En una consulta de rutinario control Isabel Prieto Nieto, mi enfermera de cabecera me pregunta si voy a escribir tras la jubilación de Lola Valverde Gregorio, su compañera de puericultura, la de niños como dicen aquí, a la que el pueblo de Arroyo adora. No me extraña. Lola encarna la transformación de la antigua medicina agresiva en dulzura.
En casa de mi abuela mi ventana se abría a un gran patio, donde vertían sus luces las consultas de enfermería del Seguro, constantemente abiertas en verano.
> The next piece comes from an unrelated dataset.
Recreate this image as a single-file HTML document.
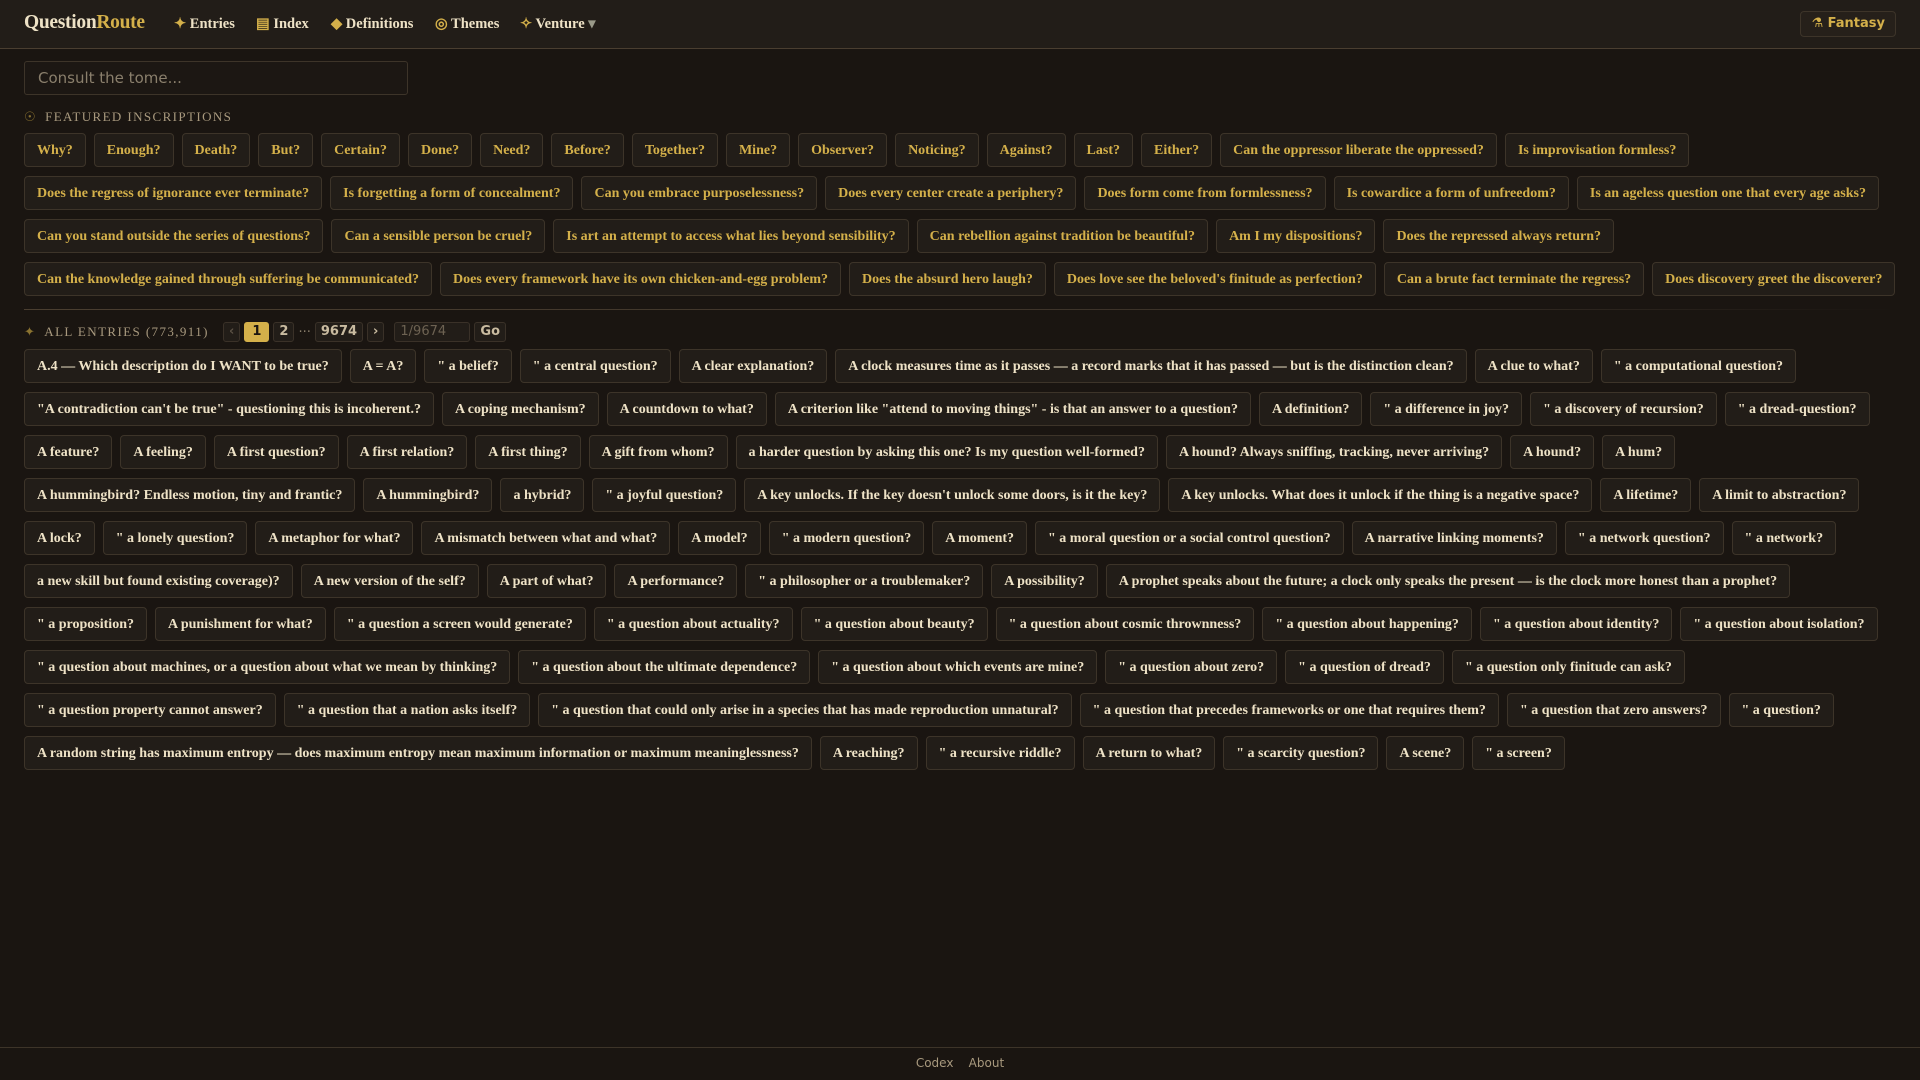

Escuchaba llorar a los pequeños a los que unía mi propio desconsuelo, quienes nada más franquear la puerta eran recibidos por el practicante que jeringuilla en mano decía enérgico: si vas a llorar te pincho con la aguja gorda y te enseñaba una inyección de caballo. Si hasta entonces los críos no habían llorado convertían su cara en manantial.
La medicina de entonces era así, los despachos médicos tenían su camilla y una vitrina donde sobre batea arriñonada, se exponía el instrumental agresivo: fórceps metálicos, escalpelos, espéculos, sondas, cánulas y depresores metálicos para ver las amígdalas. Si el médico te visitaba en casa solicitaba una cuchara, para meterte el mango hasta provocar arcadas.
La medicina dental no te pedía, como ahora, señalar cuando te hace daño. Tu deber era aguantar. La psiquiatría utilizaba el hoy en desuso electroshock y los paritorios espéculos sin avisar, fríos en su paso hacia el miedo.
Todo eso ha cambiado hoy. Lola, la eficaz enfermera de niños se jubiló, con ella ya se había fugado la agresividad en la medicina. Gracias Lola te saludarán los críos para traerte la vieja cofia, la capa de homenaje y agradecerte lo que has hecho por ellos. Gracias.